Auburey Pollard, 19, Carl Cooper, 17, and Fred Temple, 18, were killed at the Algiers Motel in Detroit, preceding the city’s rapid decline
DETROIT (AP) — The site of a transient motel in Detroit where three Black teenagers were killed, allegedly by white police officers, during the city’s bloody 1967 race riot is receiving a historic marker.
A dedication ceremony was held Friday in a park several miles north of downtown where the Algiers Motel once stood.
As parts of Detroit burned in one of the bloodiest race riots in U.S. history, police and members of the National Guard raided the motel and its adjacent Manor House on July 26, 1967, after reports of gunfire in the area.
The bodies of Auburey Pollard, 19, Carl Cooper, 17, and Fred Temple, 18, were found later. About a half dozen others, including two young white women, had been beaten.
The marker tells how the white officers were charged with murder following the deaths of Cooper, Temple and Pollard, but never convicted.
“A historical marker cannot tell the whole story of what happened at the Algiers Motel in 1967, nor adjudicate past horrors and injustices,” historian Danielle McGuire said. “It can, however, begin the process of repair for survivors, victims’ families and community members through truth-telling.”
McGuire has spent years working with community members and the Michigan Historical Marker Commission to get a marker installed at the site.
“We have a moral duty to tell the truth about the past,” she said Friday at the dedication. “A historical marker cannot change the past.
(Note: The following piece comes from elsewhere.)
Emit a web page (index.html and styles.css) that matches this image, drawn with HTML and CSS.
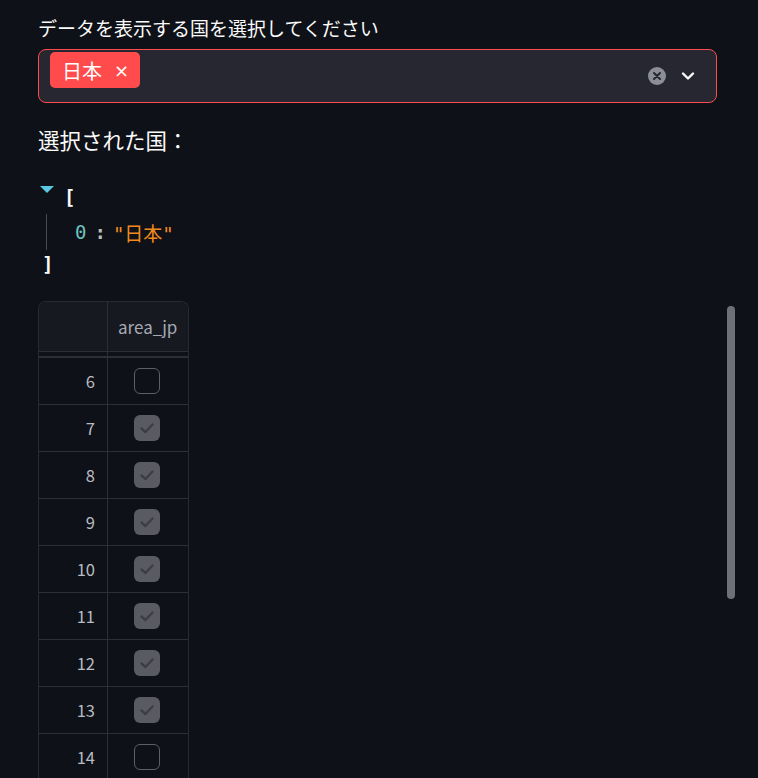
FILE: index.html
```html
<!DOCTYPE html>
<html lang="ja">
<head>
<meta charset="utf-8">
<link rel="stylesheet" href="styles.css">
</head>
<body>
<main class="page">
  <div class="label">データを表示する国を選択してください</div>
  <div class="select">
    <div class="tags">
      <span class="tag">日本<span class="tag-x">×</span></span>
    </div>
    <div class="icons">
      <svg class="clear" width="18" height="18" viewBox="0 0 18 18"><circle cx="9" cy="9" r="9" fill="#8b8d99"/><path d="M6 6 L12 12 M12 6 L6 12" stroke="#262730" stroke-width="2" stroke-linecap="round"/></svg>
      <svg class="chev" width="16" height="16" viewBox="0 0 16 16"><path d="M3 5.5 L8 10.5 L13 5.5" fill="none" stroke="#fafafa" stroke-width="2.4" stroke-linecap="round" stroke-linejoin="round"/></svg>
    </div>
  </div>
  <div class="heading">選択された国：</div>
  <div class="json">
    <div class="jrow open"><svg class="tri" width="14" height="8" viewBox="0 0 14 8"><path d="M0 0 H14 L7 7 Z" fill="#5ac8e0"/></svg><span class="br">[</span></div>
    <div class="jrow item"><span class="key">0</span><span class="colon">:</span><span class="str">"日本"</span></div>
    <div class="jrow close"><span class="br">]</span></div>
  </div>
  <div class="table">
    <div class="thead">
      <div class="cell idx"></div>
      <div class="cell col">area_jp</div>
    </div>
    <div class="gap"><div class="cell idx"></div><div class="cell col"></div></div>
    <div class="tr"><div class="cell idx">6</div><div class="cell col"><span class="cb"></span></div></div>
    <div class="tr"><div class="cell idx">7</div><div class="cell col"><span class="cb on"><svg width="26" height="26" viewBox="0 0 26 26"><path d="M7.5 13.5 L11.5 17 L18.5 9.5" fill="none" stroke="#3c3e45" stroke-width="2.4" stroke-linecap="round" stroke-linejoin="round"/></svg></span></div></div>
    <div class="tr"><div class="cell idx">8</div><div class="cell col"><span class="cb on"><svg width="26" height="26" viewBox="0 0 26 26"><path d="M7.5 13.5 L11.5 17 L18.5 9.5" fill="none" stroke="#3c3e45" stroke-width="2.4" stroke-linecap="round" stroke-linejoin="round"/></svg></span></div></div>
    <div class="tr"><div class="cell idx">9</div><div class="cell col"><span class="cb on"><svg width="26" height="26" viewBox="0 0 26 26"><path d="M7.5 13.5 L11.5 17 L18.5 9.5" fill="none" stroke="#3c3e45" stroke-width="2.4" stroke-linecap="round" stroke-linejoin="round"/></svg></span></div></div>
    <div class="tr"><div class="cell idx">10</div><div class="cell col"><span class="cb on"><svg width="26" height="26" viewBox="0 0 26 26"><path d="M7.5 13.5 L11.5 17 L18.5 9.5" fill="none" stroke="#3c3e45" stroke-width="2.4" stroke-linecap="round" stroke-linejoin="round"/></svg></span></div></div>
    <div class="tr"><div class="cell idx">11</div><div class="cell col"><span class="cb on"><svg width="26" height="26" viewBox="0 0 26 26"><path d="M7.5 13.5 L11.5 17 L18.5 9.5" fill="none" stroke="#3c3e45" stroke-width="2.4" stroke-linecap="round" stroke-linejoin="round"/></svg></span></div></div>
    <div class="tr"><div class="cell idx">12</div><div class="cell col"><span class="cb on"><svg width="26" height="26" viewBox="0 0 26 26"><path d="M7.5 13.5 L11.5 17 L18.5 9.5" fill="none" stroke="#3c3e45" stroke-width="2.4" stroke-linecap="round" stroke-linejoin="round"/></svg></span></div></div>
    <div class="tr"><div class="cell idx">13</div><div class="cell col"><span class="cb on"><svg width="26" height="26" viewBox="0 0 26 26"><path d="M7.5 13.5 L11.5 17 L18.5 9.5" fill="none" stroke="#3c3e45" stroke-width="2.4" stroke-linecap="round" stroke-linejoin="round"/></svg></span></div></div>
    <div class="tr"><div class="cell idx">14</div><div class="cell col"><span class="cb"></span></div></div>
  </div>
</main>
<div class="scrollbar"></div>
</body>
</html>
```
FILE: styles.css
```css
html, body {
  margin: 0;
  height: 100%;
  overflow: hidden;
  background: #0e1117;
}
body {
  font-family: "Noto Sans CJK JP", "Noto Sans", sans-serif;
  color: #fafafa;
}
.page {
  padding: 14px 41px 0 38px;
}
.label {
  font-size: 19px;
  line-height: 28px;
  height: 28px;
  margin-bottom: 7px;
  white-space: nowrap;
}
.select {
  box-sizing: border-box;
  height: 54px;
  border: 1px solid #ff4b4b;
  border-radius: 8px;
  background: #262730;
  display: flex;
  align-items: flex-start;
  justify-content: space-between;
  padding: 2px 20px 0 11px;
}
.tags {
  display: flex;
}
.tag {
  display: flex;
  align-items: center;
  height: 36px;
  box-sizing: border-box;
  padding: 0 11px 0 12px;
  background: #ff4b4b;
  border-radius: 5px;
  font-size: 20px;
  color: #fff;
}
.tag-x {
  font-size: 18px;
  margin-left: 12px;
  font-family: "DejaVu Sans", sans-serif;
}
.icons {
  align-self: center;
  display: flex;
  align-items: center;
  gap: 14px;
  margin-top: -2px;
}
.clear, .chev {
  display: block;
}
.heading {
  font-size: 21.5px;
  line-height: 30px;
  margin-top: 22px;
  white-space: nowrap;
}
.json {
  margin-top: 25px;
  font-family: "DejaVu Sans Mono", "Noto Sans CJK JP", monospace;
  font-size: 19px;
  font-weight: bold;
}
.jrow {
  height: 34px;
  display: flex;
  align-items: center;
}
.jrow.open {
  padding-left: 2px;
}
.tri {
  margin-right: 10px;
  margin-top: -15px;
}
.br {
  color: #fafafa;
}
.jrow.item {
  margin-left: 8px;
  border-left: 1px solid #4a4c52;
  padding-left: 28px;
  height: 36px;
  font-weight: normal;
}
.key {
  color: #6cc3c0;
}
.colon {
  color: #bdbdbd;
  font-weight: bold;
  margin: 0 7px 0 8px;
}
.str {
  color: #f28b1e;
}
.jrow.close {
  padding-left: 4px;
  margin-top: -3px;
}
.table {
  margin-top: 20px;
  width: 151px;
  box-sizing: border-box;
  border: 1px solid #272a31;
  border-bottom: none;
  border-radius: 8px 8px 0 0;
  overflow: hidden;
}
.thead, .tr, .gap {
  display: grid;
  grid-template-columns: 69px 1fr;
}
.thead {
  height: 49px;
  background: #161920;
  border-bottom: 1px solid #2c2f36;
}
.gap {
  height: 4px;
  border-bottom: 2px solid #2c2f36;
}
.tr {
  height: 46px;
  border-bottom: 1px solid #2c2f36;
}
.cell {
  display: flex;
  align-items: center;
}
.idx {
  border-right: 1px solid #2c2f36;
  justify-content: flex-end;
  padding-right: 12px;
  font-size: 16.5px;
  color: #b9bcc3;
}
.thead .col {
  padding-left: 10px;
  font-size: 17px;
  color: #a6a9b3;
}
.tr .col {
  justify-content: center;
}
.cb {
  width: 26px;
  height: 26px;
  box-sizing: border-box;
  border: 1.5px solid #5c5f66;
  border-radius: 6px;
  margin-left: -2px;
}
.cb.on {
  border: none;
  background: #595b61;
}
.cb svg {
  display: block;
}
.scrollbar {
  position: fixed;
  left: 727px;
  top: 306px;
  width: 8px;
  height: 293px;
  border-radius: 4px;
  background: #6e7075;
}
```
It is no substitute for justice, but it can help us remember.”
Resentment among Detroit’s Black population toward the city’s mostly-white police department had been simmering for years before the unrest. On July 23, 1967, it boiled over after a police raid on an illegal after-hours club about a dozen or so blocks from the Algiers.
Five days of violence would leave about three dozen Black people and 10 white people dead and more than 1,400 buildings burned. More than 7,000 people were arrested.
Lee Forsythe was one of the young men inside the Algiers’ Manor House when police raided it.
“I saw my best friend die,” Forsythe said Friday of Cooper. “I heard him take his last breath.”
Forsythe said he was beaten about his head and needed stitches. He said the officers who beat him worked for the Detroit Police Department.
“They asked me what did I see, and put us on the wall,” he said. “And then they hit me on the back of the head, but then they told me ‘you better not fall.’ Fear can make you do a lot of things. Instead of falling, I dug my nails into a wall to keep myself from falling and dying. I was scared.”
The riot helped to hasten the flight of whites from the city to the suburbs. Detroit had about 1.8 million people in the 1950s. It was the nation’s fourth-biggest city in terms of population in 1960. A half-century later, about 713,000 people lived in Detroit.
The plummeting population devastated Detroit’s tax base. Many businesses also fled the city, following the white and Black middle class to more affluent suburban communities to the north, east and west.
Deep in long-term debt and with annual multimillion-dollar budget deficits, the city fell under state financial control. A state-installed manager took Detroit into the largest municipal bankruptcy in U.S. history in 2013. Detroit exited bankruptcy at the end of 2014.
Today, the city’s population stands at about 633,000, according to the U.S. Census.
Mayor Mike Duggan called the marker’s dedication long overdue. Duggan said Friday that while the city has a history of innovation “we also have a history of discrimination and racial injustice and tragedy.”
The Algiers, which was torn down in the late 1970s and is now a park, has been featured in documentaries about the Detroit riot. The 2017 film “Detroit” chronicled the 1967 riot and focused on the Algiers Motel incident.
“While we will acknowledge the history of the site, our main focus will be to honor and remember the victims and acknowledge the harms done to them,” McGuire said. “The past is unchangeable. But by telling the truth about history — even hard truths — we can help forge a future where this kind of violence is not repeated.”